Perdoem-me o off-topic mas do pouco que ainda conheço contudo já o suficiente para subscrever o que o JFPT referiu, devo acrescentar que o falso mito criado em redor desta plataforma como alternativa ao "janelinhas", em larga medida é veiculado por muito boa gente que não a conhece devidamente ou tem medo do desconhecido ou ainda explora as vulnerabilidades do windows para outros fins (...)! 
É de facto um sistema muito bom por ser muito seguro e muito estável; as incompatibilidades podem surgir ao nível de hardware/software mas não raro se conseguem boas ou até melhores alternativas!
Sim, existem muitos programas em constante desenvolvimento (muitos betas), mas a grande diferença entre muitos betas no windows cuja a estabilidade e eficiência deixam muitas vezes a desejar, no Linux não só a comunidade está constantemente atenta a estas situações agindo rapidamente, impedindo que diversos problemas comuns no windows surjam, como também mesmo ainda na fase de desenvolvimento de muitos programas os mesmos se encontram aptos a realmente funcionar.


----------



## geoair.pt (21 Out 2010 às 22:05)

JFPT disse:


> O que queres dizer com "ser um produto em desenvolvimento" ?
> 
> O Linux é um Sistema Operativo muito bom, podes perfeitamente usar a estação num PC com Linux, o Linux chega a ser melhor praticamente em tudo que o Windows, o contra são apenas algumas incompatibilidades que ainda há com certos programas, se encontrares algum problema com o Linux podes referi-lo que ajudo-te.

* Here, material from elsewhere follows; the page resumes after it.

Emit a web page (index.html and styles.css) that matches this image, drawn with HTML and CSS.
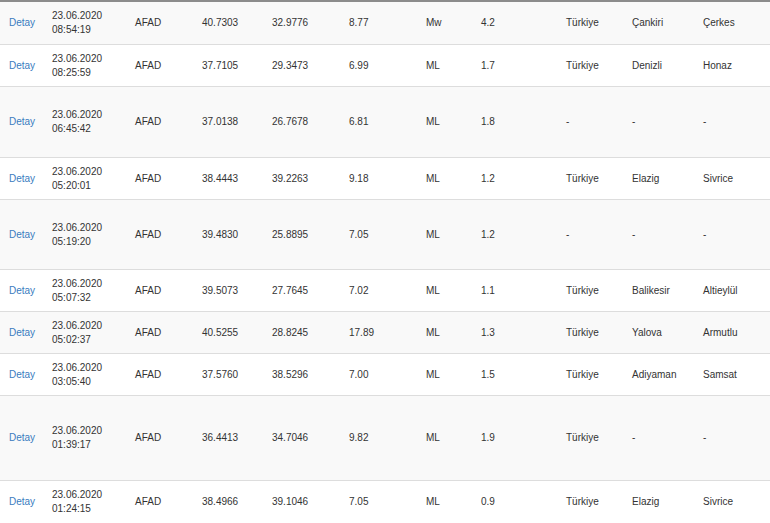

Produto em desenvolvimento é o sheeva e não o Linux... Me Ubuntu user (agora não que tenho pc nas couves...)


----------



## Miguel Ferreira (28 Dez 2010 às 17:14)

Eu em vez de usar o meu desktop pc e o meu portatil para ligar a estação meteorológica utilizo se quiser a minha playstation3 para ligar a estação meteorológica, ou seja istalo o linux ou windows nela, mas preferia antes instalar o linux nela por ser mais leve.


----------



## cmg (13 Jan 2011 às 21:21)

Boas

Eu, por aqui, acabei por comprar um notebook da Toshiba.
Está só dedicado à Oregon (24h, 7 dias semana, etc.) e, ainda, se for necessário (como no caso presente  ) posso utiliza-lo em substituição do portátil.
Comprei-o na FNAC e, para ser sincero, já não me lembro do preço mas foi relativamente barato pois também aproveitei o dia dos descontos .
Cumps
CMG


----------



## geoair.pt (14 Jan 2011 às 10:17)

Eu neste momento estou de olho nas novas motherboards AMD com processador imbutido e que terá um consumo baixo. E aí terei capacidade de configurar , por exemplo um NAS ou mesmo media player... 
Tudo depende dos preços quando sair.
Cumps


----------



## rbsmr (16 Jan 2011 às 12:44)

Mais uma loja a vender plugcomputers:

http://www.ionicsplug.com/products.html


----------



## geoair.pt (16 Fev 2011 às 09:17)

Viva!
Passado agora uns meses desde que instalaste o sheevaplug, continuas satisfeito e recomendas?


----------



## Wessel (5 Mai 2011 às 23:46)

Olá pessoal,

Eu também adquiri o sheevaplug e  ele chegou na minha casa na semana passada, mas estou com uma dúvida. No caso, o meteohub e a armazenagem dos dados se dá no cartão de memória ou é possível conectar um HUB USB e conectar a estação e um pen drive para fazer o papel de datalogger?


----------



## Lightning (27 Ago 2013 às 14:02)

Boa tarde. 

Como alguns de vós já devem ter percebido, há muito que a minha estação deixou de estar online devido a um problema definitivo que tive com o descontinuado, antigo, problemático, estúpido e ainda teimoso NSLU2. Vou ter mesmo de adquirir um equipamento novo para resolver isto.

Tenho andado a ver de equipamentos que ofereçam novas e melhores possibilidades de voltar a colocar a estação online a debitar dados. A ideia do Sheevaplug agradou-me bastante, mas gostava de saber se me podem indicar onde posso comprá-lo, e se, quem o comprou, está satisfeito e se o aparelho cumpre o que promete.


----------



## geoair.pt (27 Ago 2013 às 16:51)

Lightning disse:


> Boa tarde.
> 
> Como alguns de vós já devem ter percebido, há muito que a minha estação deixou de estar online devido a um problema definitivo que tive com o descontinuado, antigo, problemático, estúpido e ainda teimoso NSLU2. Vou ter mesmo de adquirir um equipamento novo para resolver isto.
> 
> Tenho andado a ver de equipamentos que ofereçam novas e melhores possibilidades de voltar a colocar a estação online a debitar dados. A ideia do Sheevaplug agradou-me bastante, mas gostava de saber se me podem indicar onde posso comprá-lo, e se, quem o comprou, está satisfeito e se o aparelho cumpre o que promete.


Boas,
Já pensaste numa solução do género raspberry pi+weewx? 
Eu estou a balançar entre esta solução ou um magalhães que tenho encostado.
Cumps


----------